Mehrfachschießverfahren

Ein direktes Mehrfachschießverfahren teilt das Intervall [ta,tb] durch Einführung zusätzlicher Gitterpunkte

 t_a = t_0 < t_1 < \cdots < t_N = t_b .

auf. Das Verfahren beginnt mit gewählten Startdaten für die y-Werte an allen Gitterpunkten tk, 0 ≤ k N − 1. Bezeichnen wir diese Werte mit yk und ist y(t;tk,yk) die vom kten Gitterpunkt ausgehende Lösung, also die Lösung des Anfangswertproblems

 y'(t) = f(t, y(t)), \quad y(t_k) = y_k.

Diese Lösungen können nun in Form einer stetigen Trajektorie zusammengefügt werden, wenn die Werte y an allen Gitterpunkten zusammenpassen.
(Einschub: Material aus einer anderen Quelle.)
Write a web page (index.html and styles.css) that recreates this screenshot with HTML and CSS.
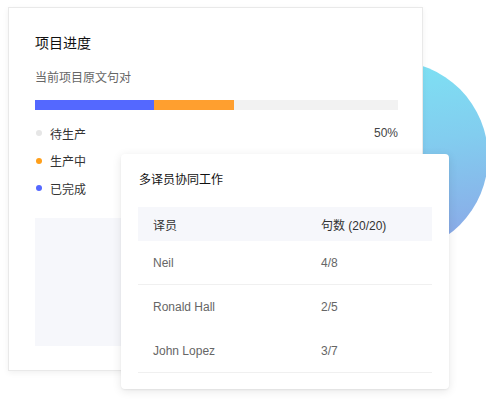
FILE: index.html
```html
<!DOCTYPE html>
<html lang="zh-CN">
<head>
<meta charset="utf-8">
<title>项目进度</title>
<link rel="stylesheet" href="styles.css">
</head>
<body>
<div class="stage">
  <div class="blob"></div>
  <section class="card progress-card">
    <h2 class="card-title">项目进度</h2>
    <div class="subtitle">当前项目原文句对</div>
    <div class="bar">
      <span class="seg seg-done" style="width:32.8%"></span>
      <span class="seg seg-doing" style="width:22%"></span>
    </div>
    <ul class="legend">
      <li class="legend-row"><span class="dot dot-wait"></span><span class="legend-label">待生产</span><span class="legend-value">50%</span></li>
      <li class="legend-row"><span class="dot dot-doing"></span><span class="legend-label">生产中</span></li>
      <li class="legend-row"><span class="dot dot-done"></span><span class="legend-label">已完成</span></li>
    </ul>
    <div class="placeholder"></div>
  </section>
  <section class="card team-card">
    <h3 class="team-title">多译员协同工作</h3>
    <div class="table">
      <div class="tr th"><span class="td">译员</span><span class="td">句数 (20/20)</span></div>
      <div class="tr line"><span class="td">Neil</span><span class="td">4/8</span></div>
      <div class="tr"><span class="td">Ronald Hall</span><span class="td">2/5</span></div>
      <div class="tr line"><span class="td">John Lopez</span><span class="td">3/7</span></div>
    </div>
  </section>
</div>
</body>
</html>
```

FILE: styles.css
```css
* { box-sizing: border-box; }
html, body {
  margin: 0;
  padding: 0;
  background: #ffffff;
}
body {
  font-family: "Liberation Sans", "Noto Sans CJK SC", sans-serif;
  color: #333;
}
.stage {
  position: relative;
  width: 486px;
  height: 400px;
  overflow: hidden;
  padding: 7px 0 0 8px;
}
.blob {
  position: absolute;
  left: 296px;
  top: 61px;
  width: 192px;
  height: 192px;
  border-radius: 50%;
  background: linear-gradient(172deg, #7de5f4 0%, #82cdef 45%, #8ca3e6 100%);
}
.card {
  background: #fff;
}
.progress-card {
  position: relative;
  width: 415px;
  height: 364px;
  border: 1px solid #e9e9e9;
  box-shadow: 0 2px 6px rgba(0, 0, 0, 0.06);
  padding: 25px 24px 0 26px;
}
.card-title {
  margin: 0;
  font-size: 14px;
  line-height: 20px;
  font-weight: 400;
  color: #111;
}
.subtitle {
  margin-top: 16px;
  font-size: 12px;
  line-height: 18px;
  color: #666;
}
.bar {
  margin-top: 13px;
  height: 10px;
  background: #f2f2f2;
  display: flex;
}
.seg { display: block; height: 100%; }
.seg-done { background: #5468ff; }
.seg-doing { background: #ff9f2f; }
.legend {
  list-style: none;
  margin: 13px 0 0;
  padding: 0;
  display: flex;
  flex-direction: column;
  gap: 7.5px;
}
.legend-row {
  display: flex;
  align-items: center;
  height: 20px;
  font-size: 12px;
  color: #333;
}
.dot {
  width: 6px;
  height: 6px;
  border-radius: 50%;
  margin: 0 8px 0 1px;
}
.dot-wait { background: #e6e6e6; }
.dot-doing { background: #ff9f1a; }
.dot-done { background: #5468ff; }
.legend-label { flex: 1; }
.legend-value { color: #444; }
.placeholder {
  margin-top: 20px;
  height: 128px;
  background: #f6f7fb;
}
.team-card {
  position: absolute;
  left: 121px;
  top: 154px;
  width: 328px;
  height: 235px;
  border-radius: 4px;
  box-shadow: 0 2px 10px rgba(0, 0, 0, 0.1), 0 1px 2px rgba(0, 0, 0, 0.06);
  padding: 17px 17px 0 17px;
}
.team-title {
  margin: 0 0 0 1px;
  font-size: 12px;
  line-height: 18px;
  font-weight: 400;
  color: #111;
}
.table {
  margin-top: 18px;
}
.tr {
  display: grid;
  grid-template-columns: 168px 1fr;
  align-items: center;
  height: 44px;
  font-size: 12px;
  color: #666;
}
.tr.th {
  height: 34px;
  background: #f6f7fb;
  color: #333;
}
.tr.line {
  border-bottom: 1px solid #f0f0f0;
}
.td {
  padding-left: 15px;
}
```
Daher korrespondieren Lösungen des Randwertproblems mit Lösungen des folgenden Systems aus N Gleichungen:

 \begin{align}
& y(t_1; t_0, y_0) = y_1 \\
& \qquad\qquad\vdots \\
& y(t_{N-1}; t_{N-2}, y_{N-2}) = y_{N-1} \\
& y(t_N; t_{N-1}, y_{N-1}) = y_b.
\end{align}

Die mittleren N−2 Gleichungen sind die Schließbedingungen, während die erste und die letzte Gleichung die Bedingungen y(ta) = ya und y(tb) = yb aus dem Randwertproblem darstellen. Das Mehrfachschießverfahren löst das Randwertproblem durch Lösung dieses Gleichungssystems üblicherweise mit einem Newton-Verfahren.

Literatur

  • Josef Stoer, Roland Bulirsch: Introduction to Numerical Analysis. 3. Auflage. Springer-Verlag, Berlin, New York 2002, ISBN 978-0-387-95452-3, 7.3.5 ff.
  • Hans Georg Bock, Karl J. Plitt: A multiple shooting algorithm for direct solution of optimal control problems. In: Proceedings of the 9th IFAC World Congress. Budapest 1984.